Written exercise:
Gather every line of the entries that includes the word "with".

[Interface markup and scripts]
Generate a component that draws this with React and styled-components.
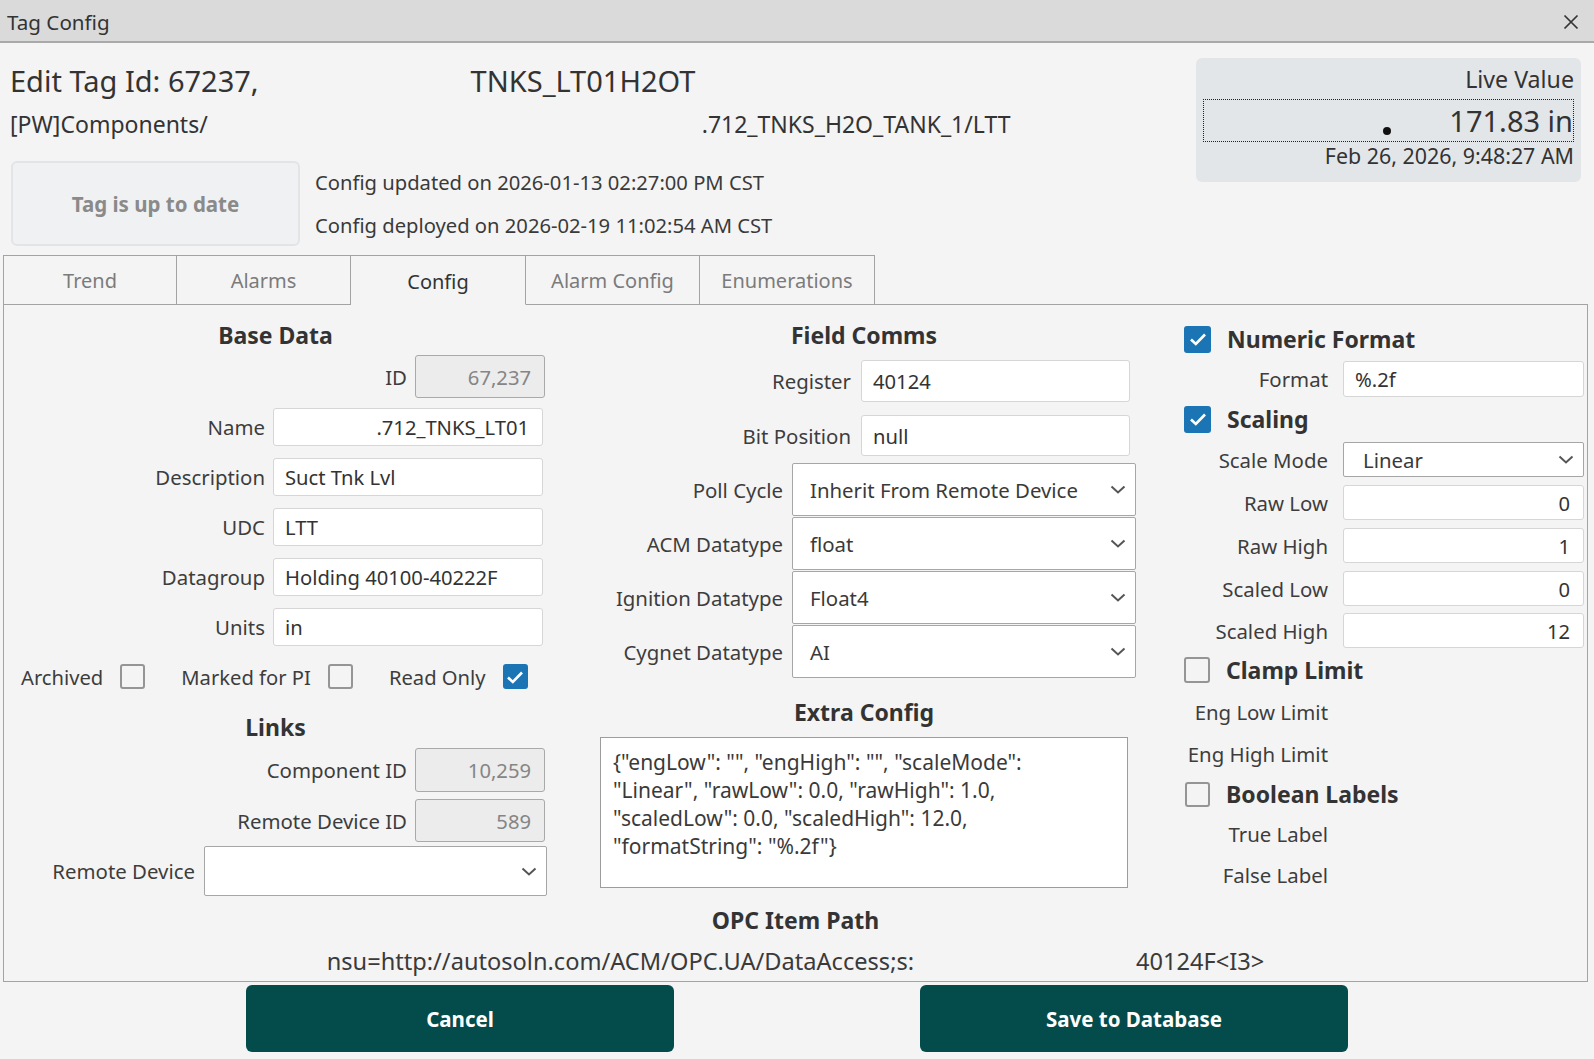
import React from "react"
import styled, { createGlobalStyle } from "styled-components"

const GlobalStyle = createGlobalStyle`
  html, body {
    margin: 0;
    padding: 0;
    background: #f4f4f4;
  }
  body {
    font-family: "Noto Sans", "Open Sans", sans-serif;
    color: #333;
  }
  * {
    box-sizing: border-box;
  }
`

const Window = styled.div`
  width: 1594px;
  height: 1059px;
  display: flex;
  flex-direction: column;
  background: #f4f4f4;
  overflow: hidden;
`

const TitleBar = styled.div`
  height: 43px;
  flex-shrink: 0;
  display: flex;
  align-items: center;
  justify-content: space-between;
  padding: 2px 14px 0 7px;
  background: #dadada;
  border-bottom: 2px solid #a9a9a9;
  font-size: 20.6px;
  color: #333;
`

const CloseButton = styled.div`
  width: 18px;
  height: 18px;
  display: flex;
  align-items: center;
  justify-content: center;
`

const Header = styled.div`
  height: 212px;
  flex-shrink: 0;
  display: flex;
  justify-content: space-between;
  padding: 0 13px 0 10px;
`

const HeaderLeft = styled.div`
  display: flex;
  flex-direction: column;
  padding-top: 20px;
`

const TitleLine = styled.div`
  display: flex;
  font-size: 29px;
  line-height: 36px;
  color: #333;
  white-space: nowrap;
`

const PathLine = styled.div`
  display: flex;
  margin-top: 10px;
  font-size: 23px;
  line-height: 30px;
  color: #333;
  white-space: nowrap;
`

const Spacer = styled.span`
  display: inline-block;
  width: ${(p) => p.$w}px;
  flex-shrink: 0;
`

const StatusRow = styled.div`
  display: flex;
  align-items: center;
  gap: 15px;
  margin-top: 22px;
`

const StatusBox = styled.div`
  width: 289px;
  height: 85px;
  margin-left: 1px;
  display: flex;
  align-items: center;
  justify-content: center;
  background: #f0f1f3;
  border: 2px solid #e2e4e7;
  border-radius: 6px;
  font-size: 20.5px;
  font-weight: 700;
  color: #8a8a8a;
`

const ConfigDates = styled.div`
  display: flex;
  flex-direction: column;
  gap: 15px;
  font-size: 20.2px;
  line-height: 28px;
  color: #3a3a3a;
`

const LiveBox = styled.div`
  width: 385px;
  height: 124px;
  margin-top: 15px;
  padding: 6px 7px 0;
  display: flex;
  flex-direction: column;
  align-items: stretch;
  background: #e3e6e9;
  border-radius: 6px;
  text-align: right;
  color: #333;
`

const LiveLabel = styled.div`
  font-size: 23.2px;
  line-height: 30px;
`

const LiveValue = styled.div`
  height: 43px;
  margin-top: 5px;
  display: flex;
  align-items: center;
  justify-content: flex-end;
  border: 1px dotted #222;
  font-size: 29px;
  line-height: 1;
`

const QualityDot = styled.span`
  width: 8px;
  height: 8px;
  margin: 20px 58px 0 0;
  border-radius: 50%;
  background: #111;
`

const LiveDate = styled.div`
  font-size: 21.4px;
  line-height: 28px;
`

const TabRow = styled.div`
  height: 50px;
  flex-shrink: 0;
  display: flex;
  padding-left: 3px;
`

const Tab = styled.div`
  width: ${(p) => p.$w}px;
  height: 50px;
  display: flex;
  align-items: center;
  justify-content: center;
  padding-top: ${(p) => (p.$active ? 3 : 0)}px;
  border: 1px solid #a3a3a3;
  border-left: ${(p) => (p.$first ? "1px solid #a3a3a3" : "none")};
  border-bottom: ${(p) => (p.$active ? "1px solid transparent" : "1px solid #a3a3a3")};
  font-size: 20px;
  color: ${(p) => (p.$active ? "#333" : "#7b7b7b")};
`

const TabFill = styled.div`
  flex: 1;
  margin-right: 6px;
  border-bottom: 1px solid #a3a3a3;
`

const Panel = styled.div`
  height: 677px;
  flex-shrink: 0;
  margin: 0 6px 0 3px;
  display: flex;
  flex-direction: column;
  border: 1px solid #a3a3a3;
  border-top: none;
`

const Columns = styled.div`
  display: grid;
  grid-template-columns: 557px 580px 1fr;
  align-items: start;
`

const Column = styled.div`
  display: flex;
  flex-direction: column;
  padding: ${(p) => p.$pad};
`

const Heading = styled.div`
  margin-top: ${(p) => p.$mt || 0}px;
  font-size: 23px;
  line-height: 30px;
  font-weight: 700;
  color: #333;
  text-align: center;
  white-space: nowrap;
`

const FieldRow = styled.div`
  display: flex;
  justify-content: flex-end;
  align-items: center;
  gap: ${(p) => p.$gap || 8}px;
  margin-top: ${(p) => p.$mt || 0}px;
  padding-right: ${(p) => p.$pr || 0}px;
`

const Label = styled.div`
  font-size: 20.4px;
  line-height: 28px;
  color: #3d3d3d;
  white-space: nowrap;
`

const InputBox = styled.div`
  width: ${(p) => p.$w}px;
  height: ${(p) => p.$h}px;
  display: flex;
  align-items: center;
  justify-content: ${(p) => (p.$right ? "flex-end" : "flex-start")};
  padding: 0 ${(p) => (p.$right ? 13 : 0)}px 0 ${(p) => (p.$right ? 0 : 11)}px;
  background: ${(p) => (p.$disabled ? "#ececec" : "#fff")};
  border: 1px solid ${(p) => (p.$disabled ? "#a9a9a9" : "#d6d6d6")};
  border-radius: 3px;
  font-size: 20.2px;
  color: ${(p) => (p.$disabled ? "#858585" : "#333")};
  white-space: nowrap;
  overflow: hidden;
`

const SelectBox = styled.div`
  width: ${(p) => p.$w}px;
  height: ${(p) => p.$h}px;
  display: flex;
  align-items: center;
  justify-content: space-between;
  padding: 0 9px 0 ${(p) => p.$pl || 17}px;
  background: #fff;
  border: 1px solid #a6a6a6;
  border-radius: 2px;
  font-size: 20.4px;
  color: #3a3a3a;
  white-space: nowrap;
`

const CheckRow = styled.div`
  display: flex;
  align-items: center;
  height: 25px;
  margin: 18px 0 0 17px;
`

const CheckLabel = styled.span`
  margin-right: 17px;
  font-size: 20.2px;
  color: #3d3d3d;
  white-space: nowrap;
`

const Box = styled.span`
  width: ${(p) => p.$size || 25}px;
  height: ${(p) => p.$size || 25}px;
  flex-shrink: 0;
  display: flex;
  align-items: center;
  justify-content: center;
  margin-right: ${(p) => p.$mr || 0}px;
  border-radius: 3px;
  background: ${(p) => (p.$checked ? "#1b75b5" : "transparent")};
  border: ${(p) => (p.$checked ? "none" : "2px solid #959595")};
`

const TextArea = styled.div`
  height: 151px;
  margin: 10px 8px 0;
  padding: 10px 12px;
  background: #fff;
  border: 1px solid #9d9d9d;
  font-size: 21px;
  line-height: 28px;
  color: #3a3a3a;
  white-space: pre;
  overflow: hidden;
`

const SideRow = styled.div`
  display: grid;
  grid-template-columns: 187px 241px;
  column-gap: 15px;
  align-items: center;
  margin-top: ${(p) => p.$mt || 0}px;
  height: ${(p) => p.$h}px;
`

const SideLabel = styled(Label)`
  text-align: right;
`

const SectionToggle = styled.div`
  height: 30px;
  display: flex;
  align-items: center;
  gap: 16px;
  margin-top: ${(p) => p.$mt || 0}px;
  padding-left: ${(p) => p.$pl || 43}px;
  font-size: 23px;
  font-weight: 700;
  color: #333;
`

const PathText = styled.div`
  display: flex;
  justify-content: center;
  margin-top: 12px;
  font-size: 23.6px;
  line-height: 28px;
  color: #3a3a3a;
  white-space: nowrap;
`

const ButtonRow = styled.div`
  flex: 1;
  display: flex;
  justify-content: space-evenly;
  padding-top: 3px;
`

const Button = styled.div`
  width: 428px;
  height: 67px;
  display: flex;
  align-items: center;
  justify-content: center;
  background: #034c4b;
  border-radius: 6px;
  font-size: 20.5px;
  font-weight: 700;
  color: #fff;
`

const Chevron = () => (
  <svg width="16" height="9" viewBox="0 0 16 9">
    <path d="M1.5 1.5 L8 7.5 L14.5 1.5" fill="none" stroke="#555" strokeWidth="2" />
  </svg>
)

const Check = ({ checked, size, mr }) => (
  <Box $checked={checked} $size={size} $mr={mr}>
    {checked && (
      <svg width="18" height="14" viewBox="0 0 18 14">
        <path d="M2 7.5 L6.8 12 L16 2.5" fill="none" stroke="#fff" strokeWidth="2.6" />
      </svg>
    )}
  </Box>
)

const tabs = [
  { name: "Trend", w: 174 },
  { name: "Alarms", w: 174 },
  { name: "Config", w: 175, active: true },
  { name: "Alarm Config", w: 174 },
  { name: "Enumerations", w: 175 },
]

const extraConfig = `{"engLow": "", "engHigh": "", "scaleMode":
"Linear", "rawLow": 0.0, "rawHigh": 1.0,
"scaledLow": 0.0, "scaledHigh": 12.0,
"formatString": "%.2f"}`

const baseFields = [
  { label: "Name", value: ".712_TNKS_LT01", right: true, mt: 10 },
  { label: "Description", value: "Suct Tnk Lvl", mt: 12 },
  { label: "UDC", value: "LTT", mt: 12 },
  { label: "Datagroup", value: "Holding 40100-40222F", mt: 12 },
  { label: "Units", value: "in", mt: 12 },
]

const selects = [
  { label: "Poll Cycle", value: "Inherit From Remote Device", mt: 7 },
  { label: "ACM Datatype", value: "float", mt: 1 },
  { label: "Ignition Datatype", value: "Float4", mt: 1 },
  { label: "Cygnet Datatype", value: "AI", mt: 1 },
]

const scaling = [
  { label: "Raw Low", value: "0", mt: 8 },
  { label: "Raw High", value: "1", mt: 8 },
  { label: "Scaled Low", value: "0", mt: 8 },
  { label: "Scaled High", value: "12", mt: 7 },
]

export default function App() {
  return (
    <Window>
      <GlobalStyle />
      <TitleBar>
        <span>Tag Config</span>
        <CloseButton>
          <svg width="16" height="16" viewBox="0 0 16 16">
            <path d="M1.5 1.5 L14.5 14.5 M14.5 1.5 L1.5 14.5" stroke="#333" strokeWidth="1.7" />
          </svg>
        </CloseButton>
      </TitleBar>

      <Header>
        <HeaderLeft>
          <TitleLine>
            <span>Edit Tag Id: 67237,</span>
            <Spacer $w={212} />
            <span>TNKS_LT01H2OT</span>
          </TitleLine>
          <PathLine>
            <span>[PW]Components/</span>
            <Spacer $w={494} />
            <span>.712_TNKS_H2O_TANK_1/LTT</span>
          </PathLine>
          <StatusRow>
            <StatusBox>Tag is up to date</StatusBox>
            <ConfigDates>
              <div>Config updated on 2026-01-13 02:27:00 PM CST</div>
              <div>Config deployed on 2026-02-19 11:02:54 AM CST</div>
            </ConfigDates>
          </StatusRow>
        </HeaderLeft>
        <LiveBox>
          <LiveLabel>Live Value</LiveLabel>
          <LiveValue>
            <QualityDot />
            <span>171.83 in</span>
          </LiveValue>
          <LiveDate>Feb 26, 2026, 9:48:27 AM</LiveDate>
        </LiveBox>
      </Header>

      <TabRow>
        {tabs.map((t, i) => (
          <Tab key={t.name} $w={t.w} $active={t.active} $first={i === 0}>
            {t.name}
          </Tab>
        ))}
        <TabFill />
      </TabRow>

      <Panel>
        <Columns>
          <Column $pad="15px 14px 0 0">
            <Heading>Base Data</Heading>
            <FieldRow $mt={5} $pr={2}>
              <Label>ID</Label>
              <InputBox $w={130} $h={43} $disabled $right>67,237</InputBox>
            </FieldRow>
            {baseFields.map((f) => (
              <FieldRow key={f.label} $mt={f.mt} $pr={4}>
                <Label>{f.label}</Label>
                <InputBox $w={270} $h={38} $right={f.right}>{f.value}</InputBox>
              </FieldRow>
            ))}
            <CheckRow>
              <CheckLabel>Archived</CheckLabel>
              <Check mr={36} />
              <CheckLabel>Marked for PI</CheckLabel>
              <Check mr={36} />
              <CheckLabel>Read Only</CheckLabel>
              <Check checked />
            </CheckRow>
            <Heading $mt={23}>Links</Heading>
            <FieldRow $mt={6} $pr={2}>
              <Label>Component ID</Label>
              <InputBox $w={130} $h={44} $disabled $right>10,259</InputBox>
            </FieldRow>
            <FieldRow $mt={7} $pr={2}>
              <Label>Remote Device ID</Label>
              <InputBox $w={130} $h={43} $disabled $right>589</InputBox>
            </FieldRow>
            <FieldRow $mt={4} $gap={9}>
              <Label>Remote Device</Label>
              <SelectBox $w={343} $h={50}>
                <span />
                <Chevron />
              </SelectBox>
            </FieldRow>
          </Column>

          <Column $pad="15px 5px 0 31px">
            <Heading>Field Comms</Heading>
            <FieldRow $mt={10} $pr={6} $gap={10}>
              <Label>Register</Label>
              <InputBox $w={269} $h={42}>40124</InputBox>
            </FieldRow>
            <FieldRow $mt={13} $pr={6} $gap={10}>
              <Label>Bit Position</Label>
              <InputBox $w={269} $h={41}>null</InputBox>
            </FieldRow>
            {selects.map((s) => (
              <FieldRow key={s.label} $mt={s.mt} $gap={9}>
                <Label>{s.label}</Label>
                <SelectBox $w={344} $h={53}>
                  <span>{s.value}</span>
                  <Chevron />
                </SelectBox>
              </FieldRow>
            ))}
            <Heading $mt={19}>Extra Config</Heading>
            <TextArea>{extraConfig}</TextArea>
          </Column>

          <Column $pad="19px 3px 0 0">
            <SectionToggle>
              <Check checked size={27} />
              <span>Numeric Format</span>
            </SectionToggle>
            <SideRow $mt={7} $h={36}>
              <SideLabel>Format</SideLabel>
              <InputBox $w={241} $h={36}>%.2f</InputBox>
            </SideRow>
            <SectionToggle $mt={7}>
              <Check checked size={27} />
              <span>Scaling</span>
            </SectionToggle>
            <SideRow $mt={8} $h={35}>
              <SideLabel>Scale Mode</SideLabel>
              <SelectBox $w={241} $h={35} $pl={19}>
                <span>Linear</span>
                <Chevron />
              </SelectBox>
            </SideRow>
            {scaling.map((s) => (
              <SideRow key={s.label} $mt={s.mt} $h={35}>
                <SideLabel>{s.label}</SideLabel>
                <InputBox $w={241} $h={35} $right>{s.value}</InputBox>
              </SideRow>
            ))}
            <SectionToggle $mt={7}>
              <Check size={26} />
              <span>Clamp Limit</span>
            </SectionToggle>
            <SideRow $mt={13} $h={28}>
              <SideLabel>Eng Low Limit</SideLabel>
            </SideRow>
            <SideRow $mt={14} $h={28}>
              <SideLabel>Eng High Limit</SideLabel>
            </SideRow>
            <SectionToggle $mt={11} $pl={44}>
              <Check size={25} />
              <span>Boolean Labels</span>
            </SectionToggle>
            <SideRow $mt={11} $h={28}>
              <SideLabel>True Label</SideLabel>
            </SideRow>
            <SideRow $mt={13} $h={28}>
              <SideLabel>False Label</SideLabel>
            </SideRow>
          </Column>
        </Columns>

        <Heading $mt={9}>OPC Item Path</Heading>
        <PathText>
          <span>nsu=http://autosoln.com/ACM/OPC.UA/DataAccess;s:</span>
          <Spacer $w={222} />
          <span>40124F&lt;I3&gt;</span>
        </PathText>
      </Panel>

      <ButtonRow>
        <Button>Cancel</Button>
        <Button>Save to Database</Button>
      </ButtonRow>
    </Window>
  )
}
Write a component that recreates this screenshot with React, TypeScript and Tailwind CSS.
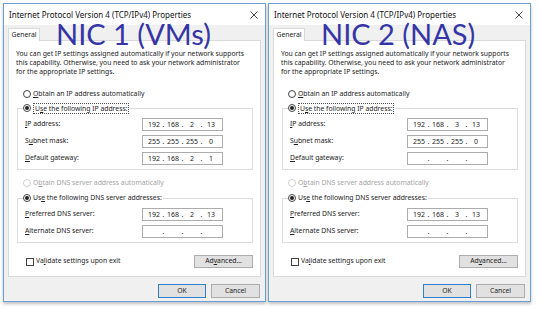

Result of this exercise:
Generate a component that draws this with React and styled-components.
Write a component that recreates this screenshot with React, TypeScript and Tailwind CSS.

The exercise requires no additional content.